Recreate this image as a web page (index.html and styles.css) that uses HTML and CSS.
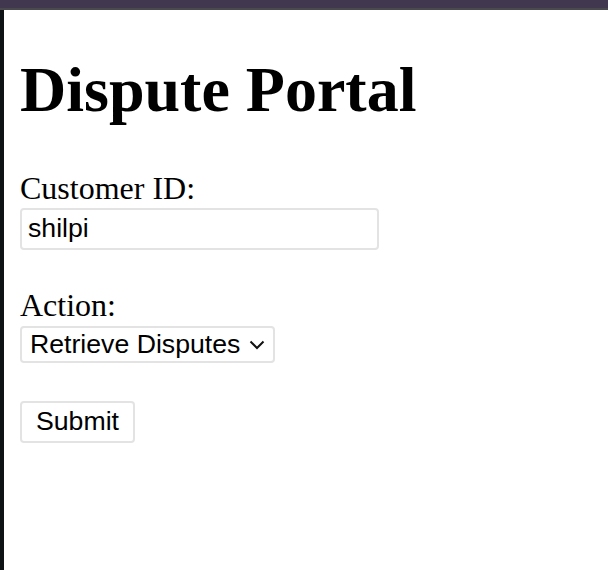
...
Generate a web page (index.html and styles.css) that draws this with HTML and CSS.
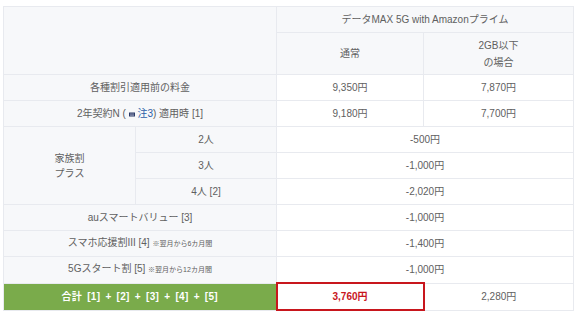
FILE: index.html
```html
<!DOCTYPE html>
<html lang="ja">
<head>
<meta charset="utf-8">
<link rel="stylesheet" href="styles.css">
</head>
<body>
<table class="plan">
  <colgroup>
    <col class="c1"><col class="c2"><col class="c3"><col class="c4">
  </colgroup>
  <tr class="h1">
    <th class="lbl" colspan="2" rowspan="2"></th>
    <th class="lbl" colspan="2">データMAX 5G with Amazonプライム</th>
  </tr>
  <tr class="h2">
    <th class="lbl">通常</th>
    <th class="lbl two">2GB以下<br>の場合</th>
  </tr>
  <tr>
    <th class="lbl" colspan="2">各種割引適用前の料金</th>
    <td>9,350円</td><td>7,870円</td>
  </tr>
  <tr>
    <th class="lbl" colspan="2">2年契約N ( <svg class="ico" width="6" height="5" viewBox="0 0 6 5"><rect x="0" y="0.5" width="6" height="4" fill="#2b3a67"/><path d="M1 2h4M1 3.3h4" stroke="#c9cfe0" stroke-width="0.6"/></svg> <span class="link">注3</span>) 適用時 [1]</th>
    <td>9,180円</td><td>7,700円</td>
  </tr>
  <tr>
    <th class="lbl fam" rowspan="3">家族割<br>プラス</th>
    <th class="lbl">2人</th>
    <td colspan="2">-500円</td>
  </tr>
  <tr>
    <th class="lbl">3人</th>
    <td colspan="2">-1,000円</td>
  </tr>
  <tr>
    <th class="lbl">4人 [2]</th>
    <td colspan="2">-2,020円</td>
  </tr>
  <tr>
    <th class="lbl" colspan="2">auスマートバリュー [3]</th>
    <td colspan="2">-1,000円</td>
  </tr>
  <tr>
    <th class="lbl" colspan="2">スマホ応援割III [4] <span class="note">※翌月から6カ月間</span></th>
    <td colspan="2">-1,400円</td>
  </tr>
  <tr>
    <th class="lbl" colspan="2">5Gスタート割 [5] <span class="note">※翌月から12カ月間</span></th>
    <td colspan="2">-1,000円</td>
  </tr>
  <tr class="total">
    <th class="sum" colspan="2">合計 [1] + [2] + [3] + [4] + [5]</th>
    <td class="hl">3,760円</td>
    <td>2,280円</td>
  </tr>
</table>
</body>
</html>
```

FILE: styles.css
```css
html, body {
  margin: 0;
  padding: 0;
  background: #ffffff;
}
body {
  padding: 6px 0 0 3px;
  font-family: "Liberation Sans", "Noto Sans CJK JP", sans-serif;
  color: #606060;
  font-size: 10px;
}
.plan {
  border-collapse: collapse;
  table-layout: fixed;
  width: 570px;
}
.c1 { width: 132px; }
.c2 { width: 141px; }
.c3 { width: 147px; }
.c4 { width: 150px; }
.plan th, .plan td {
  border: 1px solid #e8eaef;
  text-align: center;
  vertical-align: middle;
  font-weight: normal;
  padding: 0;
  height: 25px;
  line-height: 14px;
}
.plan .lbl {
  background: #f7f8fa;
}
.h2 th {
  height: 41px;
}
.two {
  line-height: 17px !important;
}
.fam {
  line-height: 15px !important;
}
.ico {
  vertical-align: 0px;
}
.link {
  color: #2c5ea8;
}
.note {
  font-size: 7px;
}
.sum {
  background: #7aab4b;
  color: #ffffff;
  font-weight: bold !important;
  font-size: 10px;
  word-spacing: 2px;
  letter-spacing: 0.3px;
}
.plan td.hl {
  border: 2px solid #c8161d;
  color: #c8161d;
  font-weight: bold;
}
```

__What to do__
Only the number is wanted: how many lines in the preceding entries hold the string "that"?

__Solution for this task__
2